What is required:
Filter the entries, keeping every line with the word "image".

::: Extracted entries :::

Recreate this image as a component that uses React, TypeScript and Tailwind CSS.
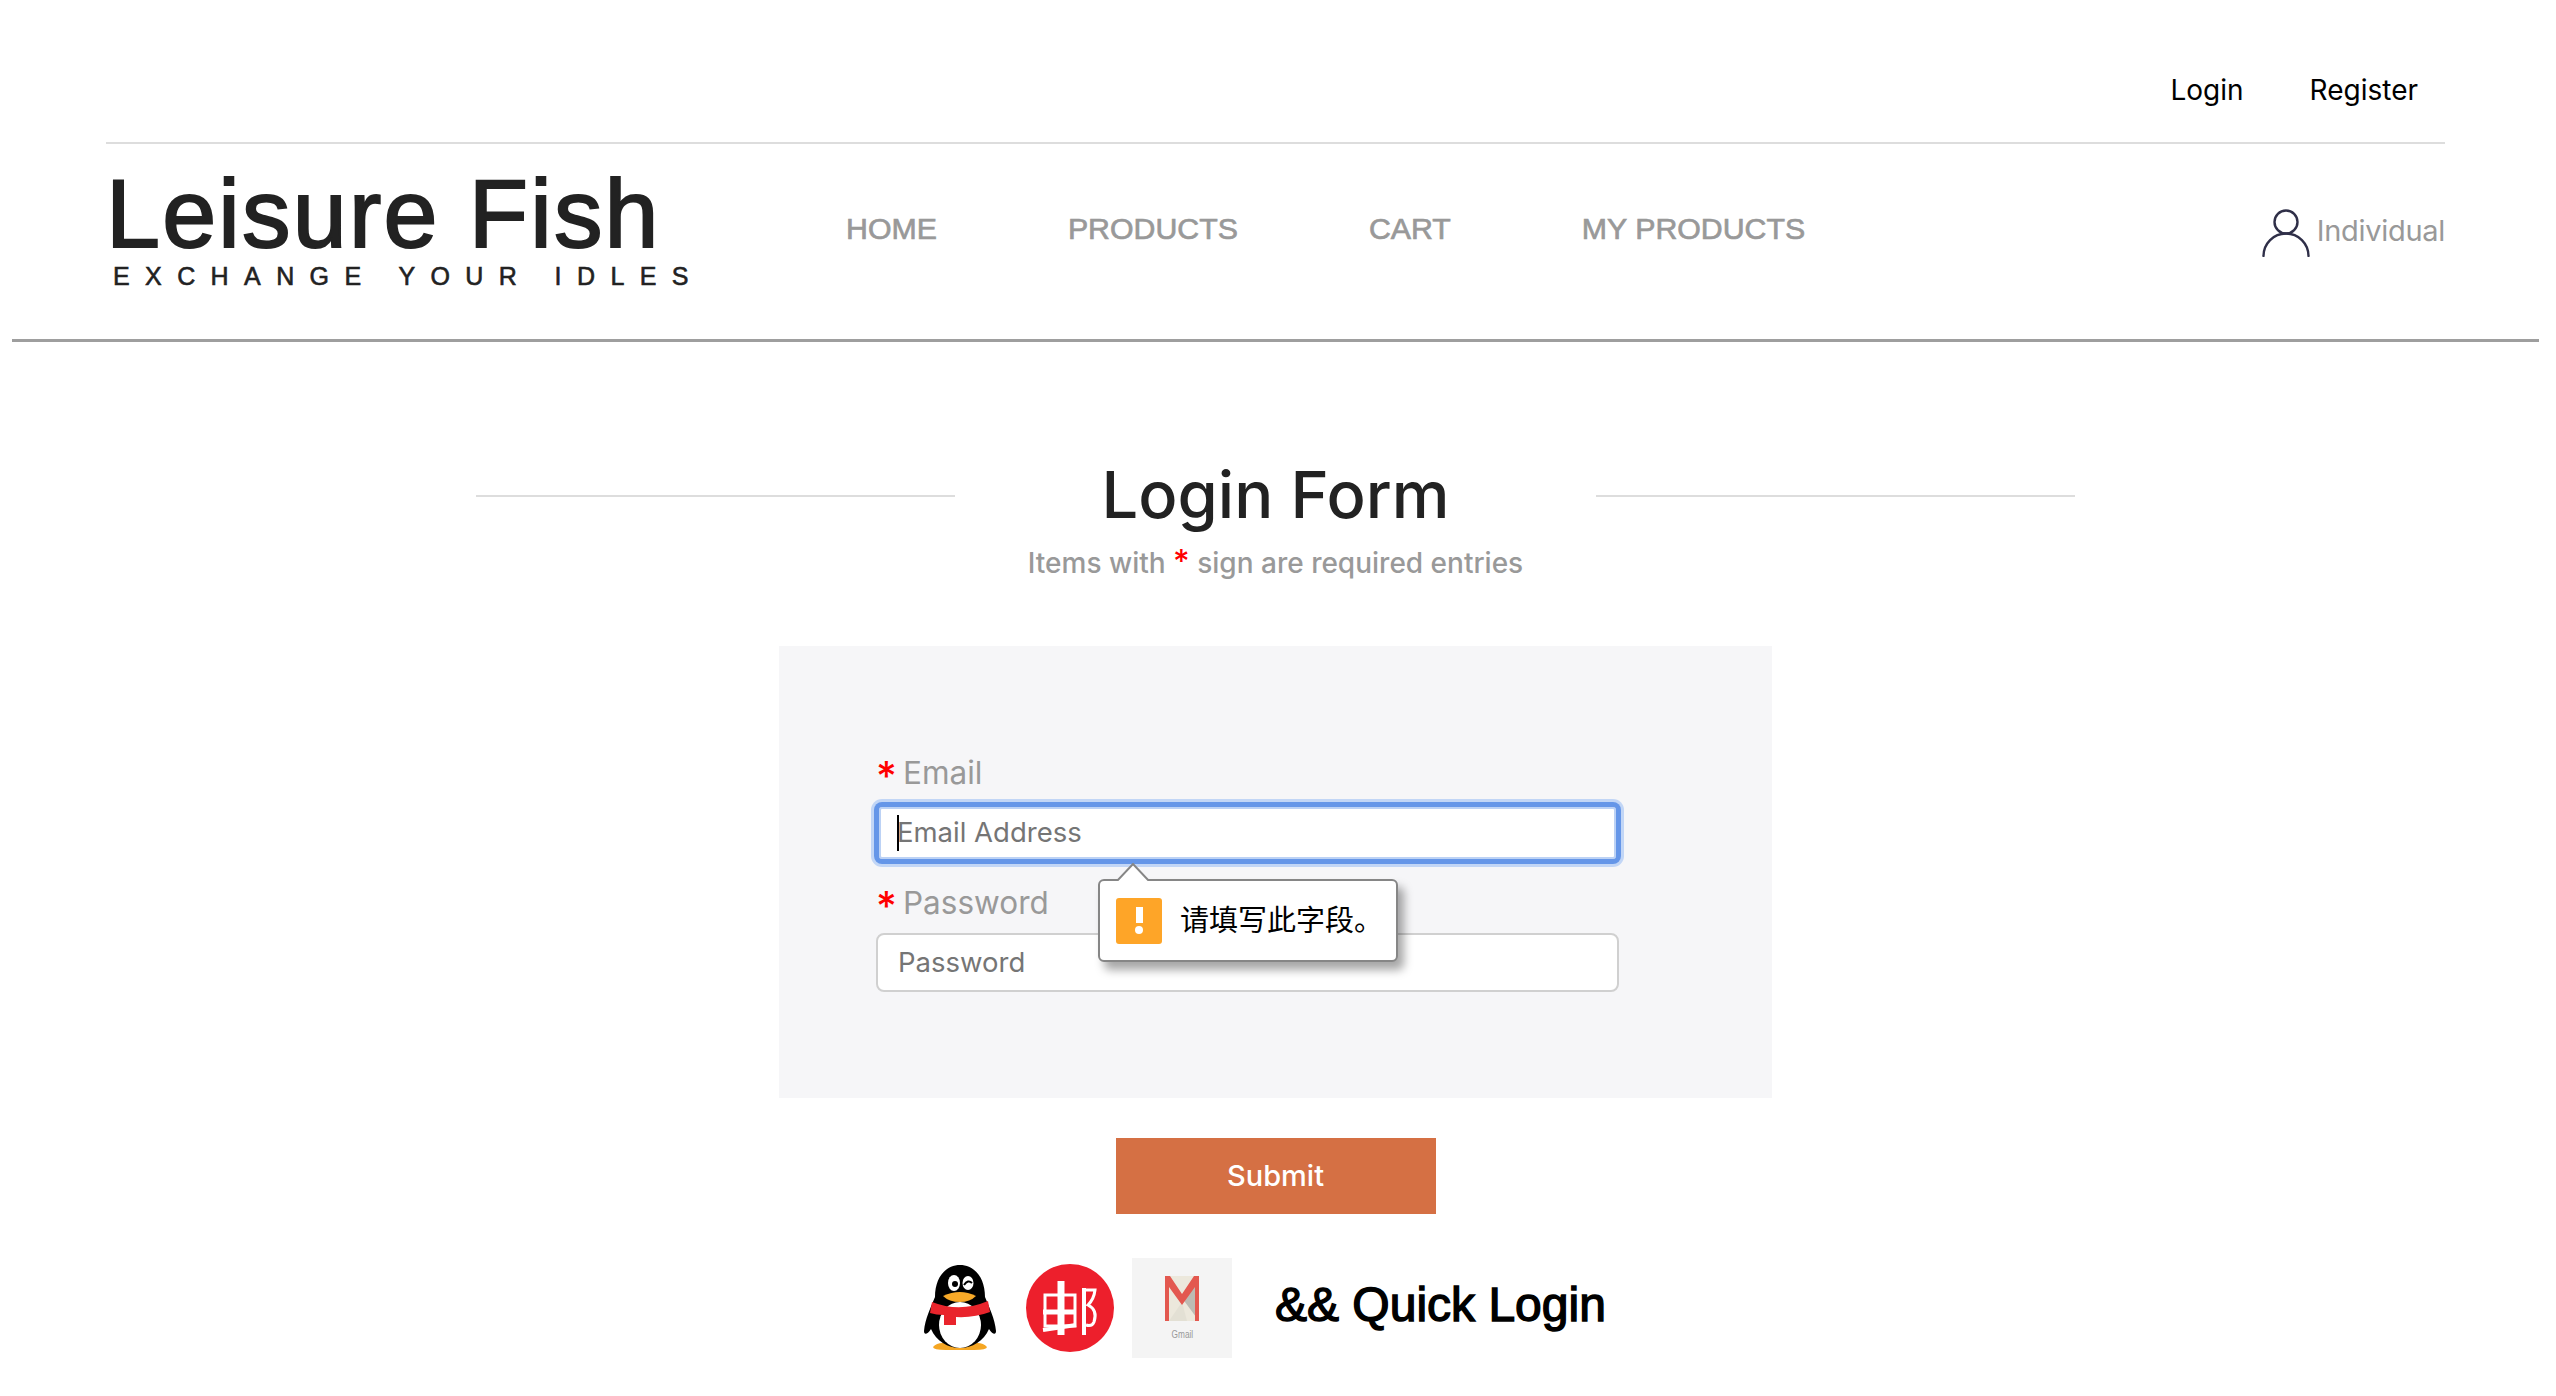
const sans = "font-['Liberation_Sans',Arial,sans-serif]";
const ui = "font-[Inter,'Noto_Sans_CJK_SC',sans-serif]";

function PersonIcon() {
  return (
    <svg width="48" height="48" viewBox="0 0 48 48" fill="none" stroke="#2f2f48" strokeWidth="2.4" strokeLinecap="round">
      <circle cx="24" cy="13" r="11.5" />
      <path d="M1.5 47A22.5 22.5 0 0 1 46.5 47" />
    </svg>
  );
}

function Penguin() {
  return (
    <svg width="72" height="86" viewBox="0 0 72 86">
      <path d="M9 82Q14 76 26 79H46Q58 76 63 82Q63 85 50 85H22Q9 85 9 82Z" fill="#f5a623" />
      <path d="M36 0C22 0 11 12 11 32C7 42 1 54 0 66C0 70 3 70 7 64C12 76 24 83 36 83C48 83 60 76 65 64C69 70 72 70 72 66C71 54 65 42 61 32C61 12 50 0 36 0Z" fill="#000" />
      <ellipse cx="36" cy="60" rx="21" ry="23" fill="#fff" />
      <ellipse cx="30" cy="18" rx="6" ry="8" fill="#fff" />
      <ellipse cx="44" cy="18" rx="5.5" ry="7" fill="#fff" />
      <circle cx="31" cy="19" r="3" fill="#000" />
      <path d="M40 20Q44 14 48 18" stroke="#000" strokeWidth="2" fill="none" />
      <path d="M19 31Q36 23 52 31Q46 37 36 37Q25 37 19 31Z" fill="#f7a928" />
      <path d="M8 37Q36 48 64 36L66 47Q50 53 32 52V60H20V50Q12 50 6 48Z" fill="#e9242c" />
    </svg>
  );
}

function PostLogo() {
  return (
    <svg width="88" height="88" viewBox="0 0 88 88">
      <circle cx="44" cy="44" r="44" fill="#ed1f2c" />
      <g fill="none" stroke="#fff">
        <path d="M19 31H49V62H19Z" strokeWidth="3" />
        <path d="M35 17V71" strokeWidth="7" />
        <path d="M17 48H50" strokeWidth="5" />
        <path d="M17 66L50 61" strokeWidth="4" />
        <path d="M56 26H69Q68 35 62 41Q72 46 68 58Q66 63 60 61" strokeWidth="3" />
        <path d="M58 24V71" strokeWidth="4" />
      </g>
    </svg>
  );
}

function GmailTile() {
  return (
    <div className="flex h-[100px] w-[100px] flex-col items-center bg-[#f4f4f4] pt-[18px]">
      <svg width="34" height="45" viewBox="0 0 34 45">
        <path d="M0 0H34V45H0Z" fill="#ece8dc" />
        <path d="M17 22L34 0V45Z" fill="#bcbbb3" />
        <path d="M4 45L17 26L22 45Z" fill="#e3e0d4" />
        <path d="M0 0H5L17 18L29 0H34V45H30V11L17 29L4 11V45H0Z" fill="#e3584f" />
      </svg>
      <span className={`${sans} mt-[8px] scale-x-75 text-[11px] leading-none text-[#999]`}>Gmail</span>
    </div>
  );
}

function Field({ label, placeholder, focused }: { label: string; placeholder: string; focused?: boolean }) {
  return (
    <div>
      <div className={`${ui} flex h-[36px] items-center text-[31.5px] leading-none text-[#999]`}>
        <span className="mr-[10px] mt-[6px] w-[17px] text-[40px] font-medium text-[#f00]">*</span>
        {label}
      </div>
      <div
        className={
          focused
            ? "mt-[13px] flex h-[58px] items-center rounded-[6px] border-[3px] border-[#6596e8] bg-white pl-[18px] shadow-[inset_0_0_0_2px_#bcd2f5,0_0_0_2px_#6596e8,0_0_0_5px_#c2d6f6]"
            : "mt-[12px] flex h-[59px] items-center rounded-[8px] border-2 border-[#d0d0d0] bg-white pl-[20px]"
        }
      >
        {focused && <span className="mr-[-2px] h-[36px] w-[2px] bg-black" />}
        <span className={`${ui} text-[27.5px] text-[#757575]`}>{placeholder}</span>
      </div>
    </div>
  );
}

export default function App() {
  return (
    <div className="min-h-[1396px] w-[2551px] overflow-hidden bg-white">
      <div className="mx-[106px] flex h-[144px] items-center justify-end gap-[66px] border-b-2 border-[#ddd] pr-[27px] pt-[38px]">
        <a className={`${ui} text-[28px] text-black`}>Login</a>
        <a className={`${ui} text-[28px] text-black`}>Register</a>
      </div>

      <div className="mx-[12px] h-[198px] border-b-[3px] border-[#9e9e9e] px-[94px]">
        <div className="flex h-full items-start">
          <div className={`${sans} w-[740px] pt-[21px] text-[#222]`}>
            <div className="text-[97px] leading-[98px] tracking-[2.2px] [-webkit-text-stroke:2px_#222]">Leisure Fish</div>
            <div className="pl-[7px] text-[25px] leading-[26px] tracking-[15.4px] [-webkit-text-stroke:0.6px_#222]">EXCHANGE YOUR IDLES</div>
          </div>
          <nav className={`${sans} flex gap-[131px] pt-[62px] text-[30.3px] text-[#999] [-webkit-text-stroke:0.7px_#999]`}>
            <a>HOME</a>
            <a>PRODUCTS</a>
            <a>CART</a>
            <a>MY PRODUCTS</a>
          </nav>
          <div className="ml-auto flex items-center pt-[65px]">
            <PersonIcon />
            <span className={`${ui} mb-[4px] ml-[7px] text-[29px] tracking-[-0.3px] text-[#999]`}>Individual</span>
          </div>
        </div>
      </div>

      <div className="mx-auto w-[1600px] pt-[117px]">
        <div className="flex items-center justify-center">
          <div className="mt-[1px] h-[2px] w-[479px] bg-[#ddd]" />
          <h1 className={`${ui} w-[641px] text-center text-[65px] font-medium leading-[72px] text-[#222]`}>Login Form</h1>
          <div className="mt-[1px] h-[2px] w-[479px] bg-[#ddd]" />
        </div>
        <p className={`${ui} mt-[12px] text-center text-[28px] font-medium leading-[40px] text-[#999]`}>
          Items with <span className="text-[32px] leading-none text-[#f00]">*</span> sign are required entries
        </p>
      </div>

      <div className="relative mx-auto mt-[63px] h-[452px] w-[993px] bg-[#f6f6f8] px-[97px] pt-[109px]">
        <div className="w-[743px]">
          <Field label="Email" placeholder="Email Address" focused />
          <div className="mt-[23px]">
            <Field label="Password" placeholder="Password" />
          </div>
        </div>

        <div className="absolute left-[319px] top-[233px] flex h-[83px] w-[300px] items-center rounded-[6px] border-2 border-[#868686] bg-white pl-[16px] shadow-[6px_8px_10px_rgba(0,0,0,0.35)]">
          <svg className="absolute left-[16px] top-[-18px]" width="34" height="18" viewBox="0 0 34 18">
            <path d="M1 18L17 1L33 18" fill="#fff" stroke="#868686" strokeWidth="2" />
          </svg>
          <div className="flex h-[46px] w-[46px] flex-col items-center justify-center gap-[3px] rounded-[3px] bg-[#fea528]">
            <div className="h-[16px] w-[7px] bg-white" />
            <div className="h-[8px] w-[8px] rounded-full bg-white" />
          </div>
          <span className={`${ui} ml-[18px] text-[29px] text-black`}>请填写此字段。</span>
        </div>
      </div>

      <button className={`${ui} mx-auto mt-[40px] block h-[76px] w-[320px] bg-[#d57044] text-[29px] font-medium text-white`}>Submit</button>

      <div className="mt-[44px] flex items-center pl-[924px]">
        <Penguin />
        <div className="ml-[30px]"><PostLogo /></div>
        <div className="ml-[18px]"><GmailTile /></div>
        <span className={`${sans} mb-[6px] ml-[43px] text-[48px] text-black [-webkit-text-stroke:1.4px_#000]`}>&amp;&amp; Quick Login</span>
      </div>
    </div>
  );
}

:::
::: Extracted entries :::

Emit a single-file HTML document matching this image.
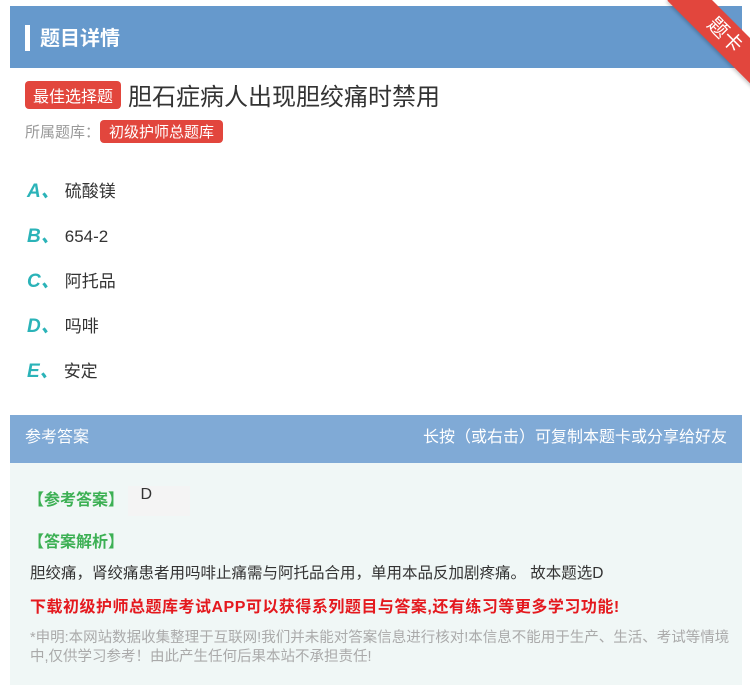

:::

Problem solution:
Recreate this image as a component that uses React, TypeScript and Tailwind CSS.
Emit a single-file HTML document matching this image.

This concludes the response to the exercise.